The distributor is playing a juicy joke on American audiences by releasing François Ozon’s “Double Lover” on Valentine’s Day. The twisted tale of dark, duplicitous romance, a kind of thriller loosely based on a novel that Joyce Carol Oates published under the pseudonym of Rosamond Smith, earns comparison to Brian De Palma’s early homages to the work of Alfred Hitchcock. In this case, though, Ozon’s model is the David Cronenberg of “Dead Ringers,” which was certainly one of the great anti-date films of all time, though in fashioning his adaptation he uses many of De Palma’s virtuoso tricks—split screens, mirrors and such, all of which fit into the doubling theme.

Twins born and unborn are the chief figures in the picture, which begins with troubled Chloë (Marine Vacth), who suffers from persistent stomach pain, visiting her doctor and announcing that she now feels ready to seek psychological counseling. She’s directed to Paul Meyer (Jérémie Renier), an analyst whose quiet, patient manner offers her comfort.

As their sessions continue, however, her impact on him grows so strong that he feels he can no longer treat her, preferring instead to become her lover. She and her cat Milo move in with him, and she gets a job as a guard—or people-watcher—in a typically chilly modern art museum. Eventually Paul will ask her to marry him.

Riding the bus home one day, though, Chloë has a shock when she sees a man who looks exactly like Paul conversing with a woman on the street. After setting aside the original presumption that Paul might be cheating on her, she tracks down the man—Louis Delord. He’s another psychologist, whom she now visits as a patient, keeping that a secret from Paul. His methods are far different from her husband’s—brusque, humiliating, domineering, even degrading.

Before long, however, Chloë learns that Louis isn’t merely Paul’s double—he’s Paul’s long-estranged brother. She tries to get Paul to admit that, but he doesn’t, and so she begins to investigate on her own, rifling through his private things and eventually looking up his onetime college sweetheart Sandra (Fanny Sage), from whose mother (Jacqueline Bisset) she learns what drove the brothers apart.

Meanwhile Chloë has entered into a steamy, often violent affair with Louis, who goes to incredible lengths to challenge her relationship with Paul. She begins harboring hallucinatory fantasies about having sex with both brothers simultaneously—in one case morphing into a Siamese twin herself—and imagining the brothers gamboling about as children (Keisley and Tchuz Gauthier). There is talk of “cannibal” or “parasitic” or “vanishing” twins, and by the close it has become a question whether Chloë’s psychological problems might not stem from something in her own life that even she is unaware of.

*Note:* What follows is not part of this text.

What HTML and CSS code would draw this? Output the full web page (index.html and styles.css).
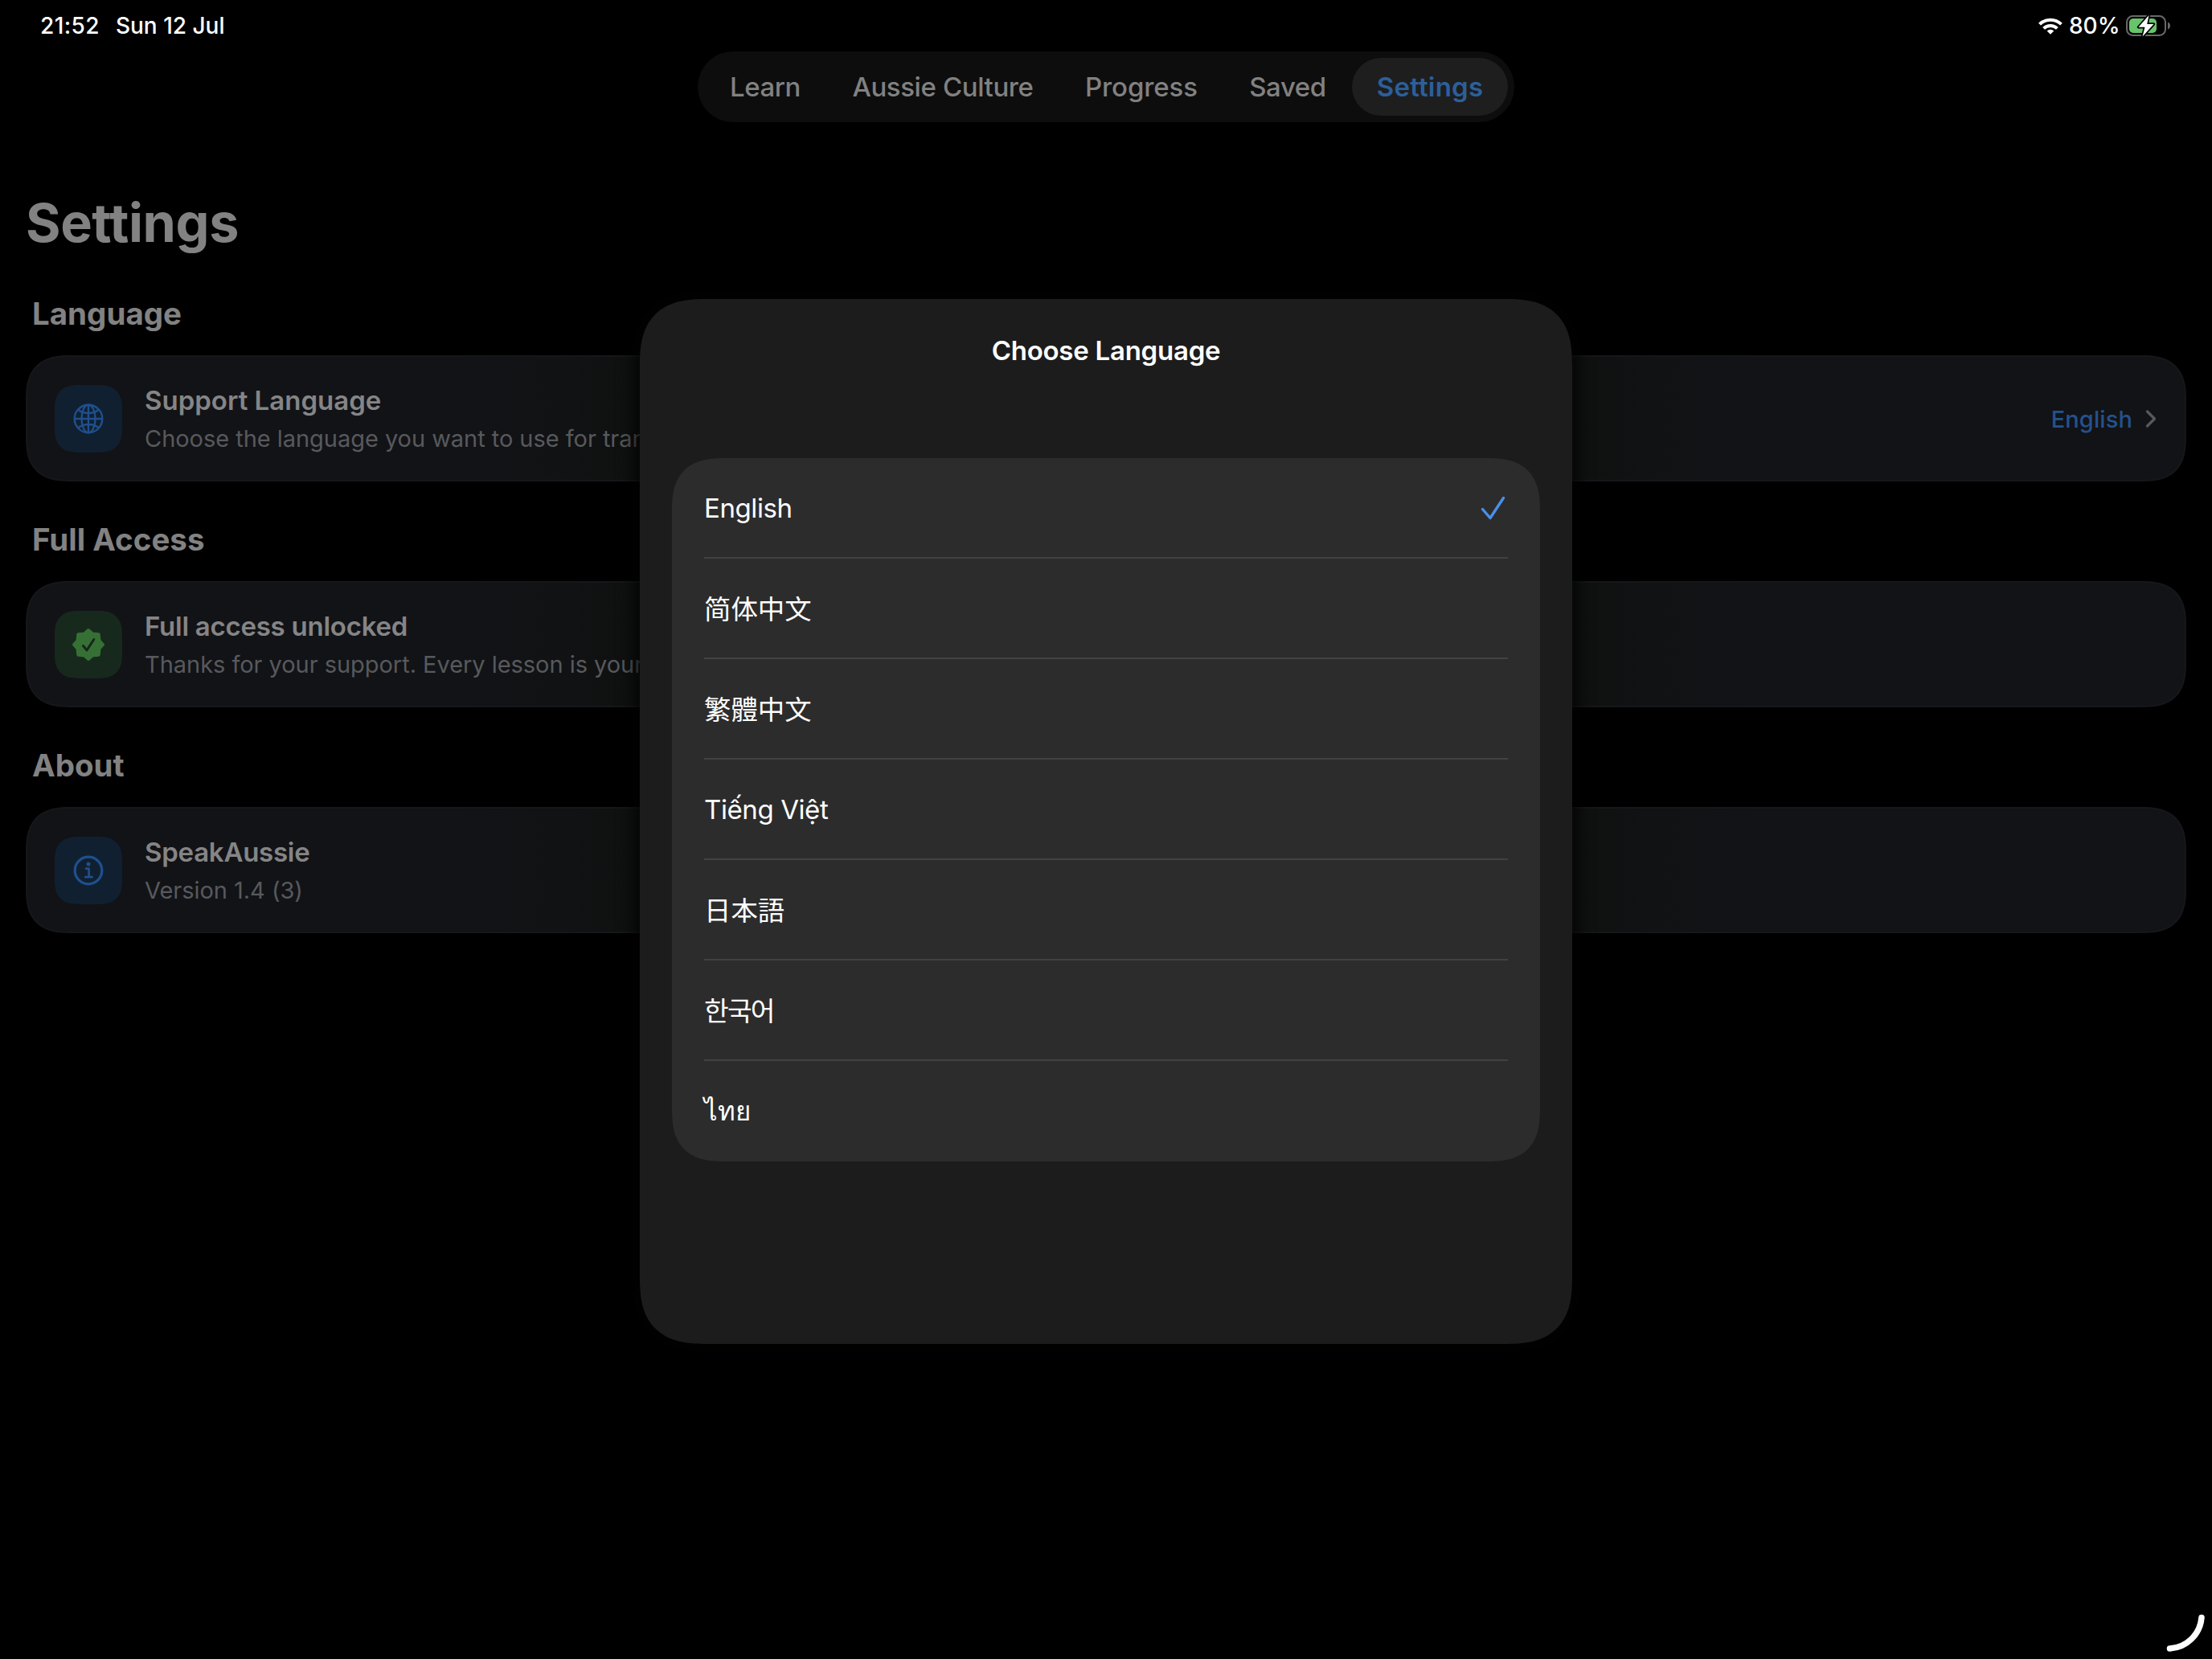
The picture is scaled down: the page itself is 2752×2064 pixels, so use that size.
FILE: index.html
```html
<!DOCTYPE html>
<html lang="en">
<head>
<meta charset="utf-8">
<title>Settings</title>
<link rel="stylesheet" href="styles.css">
</head>
<body>
<div class="screen">
  <header class="status">
    <div class="status-left"><span class="time">21:52</span><span>Sun 12 Jul</span></div>
    <div class="status-right">
      <svg class="wifi" viewBox="0 0 30 21" width="30" height="21">
        <g fill="none" stroke="#fff" stroke-width="4">
          <path d="M1.5 8.2a19.2 19.2 0 0 1 27 0"/>
          <path d="M6.6 13.4a11.9 11.9 0 0 1 16.8 0"/>
        </g>
        <path fill="#fff" d="M15 20.8l-4.3-4.3a6.1 6.1 0 0 1 8.6 0z"/>
      </svg>
      <span>80%</span>
      <svg class="battery" viewBox="0 0 56 28" width="56" height="28">
        <rect x="1" y="2" width="48" height="24" rx="7.5" fill="none" stroke="#69696b" stroke-width="2"/>
        <path d="M52 9.5c2 .8 3 2.4 3 4.500s-1 3.700-3 4.500z" fill="#69696b"/>
        <rect x="4" y="5" width="34" height="18" rx="5" fill="#67c46b"/>
        <path d="M28.5 1L15.500 15.800h8L20.500 27.500 34.500 12h-8.300z" fill="#fff" stroke="#000" stroke-width="3.4" stroke-linejoin="round" paint-order="stroke"/>
      </svg>
    </div>
  </header>

  <nav class="tabs">
    <a class="tab">Learn</a>
    <a class="tab">Aussie Culture</a>
    <a class="tab tab-wide">Progress</a>
    <a class="tab">Saved</a>
    <a class="tab tab-active">Settings</a>
  </nav>

  <main class="content">
    <h1 class="title">Settings</h1>

    <section class="group">
      <h2 class="heading">Language</h2>
      <div class="card">
        <div class="tile tile-blue">
          <svg viewBox="0 0 38 38" width="38" height="38" fill="none" stroke="#1f4f8c" stroke-width="2.4">
            <circle cx="19" cy="19" r="17.3"/>
            <ellipse cx="19" cy="19" rx="8.5" ry="17.3"/>
            <path d="M19 1.7v34.6M1.7 19h34.6M6 7.5c3.500 3 8 4.500 13 4.500s9.500-1.500 13-4.500M6 30.500c3.500-3 8-4.500 13-4.500s9.500 1.500 13 4.500"/>
          </svg>
        </div>
        <div class="text">
          <div class="name name-wide">Support Language</div>
          <div class="sub">Choose the language you want to use for translations.</div>
        </div>
        <div class="value">English</div>
        <svg class="chevron" viewBox="0 0 14 24" width="14" height="24"><path d="M2.5 3l9 9-9 9" fill="none" stroke="#58595c" stroke-width="3.2" stroke-linecap="round" stroke-linejoin="round"/></svg>
      </div>
    </section>

    <section class="group">
      <h2 class="heading">Full Access</h2>
      <div class="card">
        <div class="tile tile-green">
          <svg viewBox="-21 -21 42 42" width="42" height="42">
            <path fill="#367035" stroke="#367035" stroke-width="4" stroke-linejoin="round" d="M0-18L5-13.500 12.700-12.700 13.500-5 18 0 13.500 5 12.700 12.700 5 13.500 0 18-5 13.500-12.700 12.700-13.500 5-18 0-13.500-5-12.700-12.700-5-13.500z"/>
            <path d="M-6.500 1.500L-2 7 6.800-6.500" fill="none" stroke="#17271b" stroke-width="3" stroke-linecap="round" stroke-linejoin="round"/>
          </svg>
        </div>
        <div class="text">
          <div class="name">Full access unlocked</div>
          <div class="sub">Thanks for your support. Every lesson is yours.</div>
        </div>
      </div>
    </section>

    <section class="group">
      <h2 class="heading">About</h2>
      <div class="card">
        <div class="tile tile-blue">
          <svg viewBox="0 0 38 38" width="38" height="38" fill="none" stroke="#1f4f8c">
            <circle cx="19" cy="19" r="16.8" stroke-width="3.3"/>
            <circle cx="19" cy="11" r="2.5" fill="#1f4f8c" stroke="none"/>
            <path d="M16 16.700h3.600V27M15.200 27.200h8.400" stroke-width="2.7" stroke-linecap="round" stroke-linejoin="round"/>
          </svg>
        </div>
        <div class="text">
          <div class="name">SpeakAussie</div>
          <div class="sub">Version 1.4 (3)</div>
        </div>
      </div>
    </section>
  </main>

  <div class="sheet">
    <div class="sheet-title">Choose Language</div>
    <ul class="list">
      <li class="row">English
        <svg class="check" viewBox="0 0 34 34" width="34" height="34"><path d="M3.500 18.500L13 29.500 29.500 4.500" fill="none" stroke="#4a8fe8" stroke-width="3.400" stroke-linecap="round" stroke-linejoin="round"/></svg>
      </li>
      <li class="row"><span class="cjk sc" lang="zh-Hans">简体中文</span></li>
      <li class="row"><span class="cjk tc" lang="zh-Hant">繁體中文</span></li>
      <li class="row"><span lang="vi">Tiếng Việt</span></li>
      <li class="row"><span class="cjk ja" lang="ja">日本語</span></li>
      <li class="row"><span class="cjk ko" lang="ko">한국어</span></li>
      <li class="row"><span class="th" lang="th">ไทย</span></li>
    </ul>
  </div>

  <svg class="corner" viewBox="0 0 52 52" width="52" height="52"><path d="M46 6.500A42 42 0 0 1 6.500 45" fill="none" stroke="#fff" stroke-width="7.5" stroke-linecap="round"/></svg>
</div>
</body>
</html>
```
FILE: styles.css
```css
* { box-sizing: border-box; margin: 0; padding: 0; }

body {
  background: #000;
  color: #fff;
  font-family: Inter, "Noto Sans CJK SC", sans-serif;
}

.screen {
  position: relative;
  width: 2752px;
  height: 2064px;
  overflow: hidden;
}

/* status bar */
.status {
  display: flex;
  justify-content: space-between;
  align-items: center;
  height: 64px;
  padding: 0 51px 0 50px;
  font-size: 28px;
  font-weight: 500;
  line-height: 64px;
}
.status-left { display: flex; gap: 20px; }
.time { letter-spacing: 0.4px; }
.status-right { display: flex; align-items: center; }
.wifi { margin-right: 8px; }
.battery { margin-left: 7.5px; }

/* tab bar */
.tabs {
  display: grid;
  grid-template-columns: 152px 290px 204px 160px 194px;
  width: 1016px;
  height: 88px;
  margin: 0 auto;
  padding: 8px;
  border-radius: 44px;
  background: #0d0d0d;
}
.tab {
  display: flex;
  align-items: center;
  justify-content: center;
  border-radius: 36px;
  color: #818181;
  font-size: 33px;
  font-weight: 500;
  letter-spacing: -0.4px;
}
.tab-wide { letter-spacing: -0.1px; }
.tab-active {
  background: #1e1e1e;
  color: #2c5f9b;
  font-weight: 600;
  letter-spacing: 0.2px;
}

/* page */
.content { padding: 85px 32px 0; }
.title {
  font-size: 66.5px;
  font-weight: 700;
  line-height: 80px;
  letter-spacing: -0.4px;
  color: #828282;
  margin-bottom: 49px;
}
.group { margin-bottom: 48px; }
.heading {
  padding-left: 8px;
  margin-bottom: 28px;
  font-size: 38.5px;
  font-weight: 700;
  line-height: 48px;
  letter-spacing: 0;
  color: #828282;
}
.card {
  display: flex;
  align-items: center;
  height: 157px;
  padding: 0 35px 0 34px;
  border: 2px solid #16171a;
  border-radius: 44px;
  background: linear-gradient(90deg, #121317 540px, #101213 680px, #0f1110 764px, #0f1110 1924px, #101213 2008px, #121317 2148px);
}
.tile {
  display: flex;
  align-items: center;
  justify-content: center;
  flex: none;
  width: 84px;
  height: 84px;
  margin-right: 28px;
  border-radius: 24px;
}
.tile-blue { background: #112030; }
.tile-green { background: #17291d; }
.text { flex: 1; padding-top: 2px; }
.name {
  font-size: 33px;
  font-weight: 600;
  line-height: 48px;
  letter-spacing: -0.25px;
  color: #858586;
}
.name-wide { letter-spacing: 0; }
.sub {
  font-size: 29px;
  line-height: 47px;
  letter-spacing: -0.04px;
  color: #58595c;
  white-space: nowrap;
}
.value {
  padding-top: 2px;
  font-size: 29px;
  font-weight: 500;
  letter-spacing: 0.1px;
  color: #24528c;
}
.chevron { margin-left: 16px; }

/* language sheet */
.sheet {
  position: absolute;
  left: 796px;
  top: 372px;
  width: 1160px;
  height: 1300px;
  padding: 0 40px;
  border-radius: 66px;
  background: #1c1c1c;
  box-shadow: 0 0 24px 4px #020300;
}
.sheet-title {
  height: 198px;
  padding-top: 40px;
  text-align: center;
  font-size: 33px;
  font-weight: 600;
  line-height: 48px;
  letter-spacing: -0.25px;
}
.list {
  list-style: none;
  padding: 0 40px;
  border-radius: 50px;
  background: #2c2c2c;
}
.row {
  display: flex;
  align-items: center;
  justify-content: space-between;
  height: 125px;
  border-bottom: 2px solid #424243;
  font-size: 33px;
  letter-spacing: -0.4px;
}
.row:last-child { border-bottom: 0; }
.check { margin: 1px 1.5px 0 0; }
.cjk {
  padding-bottom: 3px;
  font-size: 33.4px;
  letter-spacing: 0;
}
.sc { font-family: "Noto Sans CJK SC", sans-serif; }
.tc { font-family: "Noto Sans CJK TC", sans-serif; }
.ja { font-family: "Noto Sans CJK JP", sans-serif; }
.ko { font-family: "Noto Sans CJK KR", sans-serif; letter-spacing: -1.8px; }
.th { letter-spacing: 0; }

/* continuous corners where the browser can draw them */
@supports (corner-shape: superellipse(1.4)) {
  .sheet { border-radius: 83px; corner-shape: superellipse(1.4); }
  .list { border-radius: 66px; corner-shape: superellipse(1.4); }
  .card { border-radius: 56px; corner-shape: superellipse(1.4); }
  .tile { border-radius: 31px; corner-shape: superellipse(1.4); }
}

.corner { position: absolute; right: 7px; bottom: 6px; }
```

The real “double lover” here is Ozon, who obviously relishes presenting Paul and Louis as mirror images of each other, but goes far further than that, using other members of the cast in double roles in ways that point to what the ultimate “solution” to the underlying mystery is. He also offers a neighbor named Rosa (Myriam Boyer) whose weird behavior suggests she might turn on a dime from solicitous to dangerous, as well as lots of imagery involving felines—not merely Milo, but Louis’ cat (the genetic profile of which, again based on twins, he happily explains), not to mention the stuffed pets that strange Rosa keeps in her apartment.

It cannot be said that “Double Lover” makes a great deal of logical sense—neither did De Palma or Cronenberg’s films, after all. But like them it has style aplenty, as well as a dreamily enigmatic vibe and a sly mixture of playful sexuality and mordant humor. It boasts a crystalline production design (by Sylvie Olive), lustrous cinematography (by Manu Dacosse), clever editing (by Laure Gardette) and a score (by Philippe Rombi) that mimics the narrative twists, as well as performances that fulfill Ozon’s vision without a false step. Vacth makes an appropriately lovely and confused protagonist, and though Renier might not quite match the creepy perfection of Jeremy Irons’ turn as the Mantle brothers (one allusion to some perverted surgical tools obviously refers to them), he manages to give Paul and Louis distinct personalities. The supporting cast is small but exceptional, with Bisset assuming important dual roles that deepen the mystery of Chloë and Boyer practically stealing her scenes as the unsettling Rosa.

This might not be Ozon’s best film, but it’s a beautifully crafted example of his ability to evoke the slippery, ever-changing dimensions of human experience. One might note that it’s produced by brothers Eric and Nicolas Altmayer; but they’re not twins.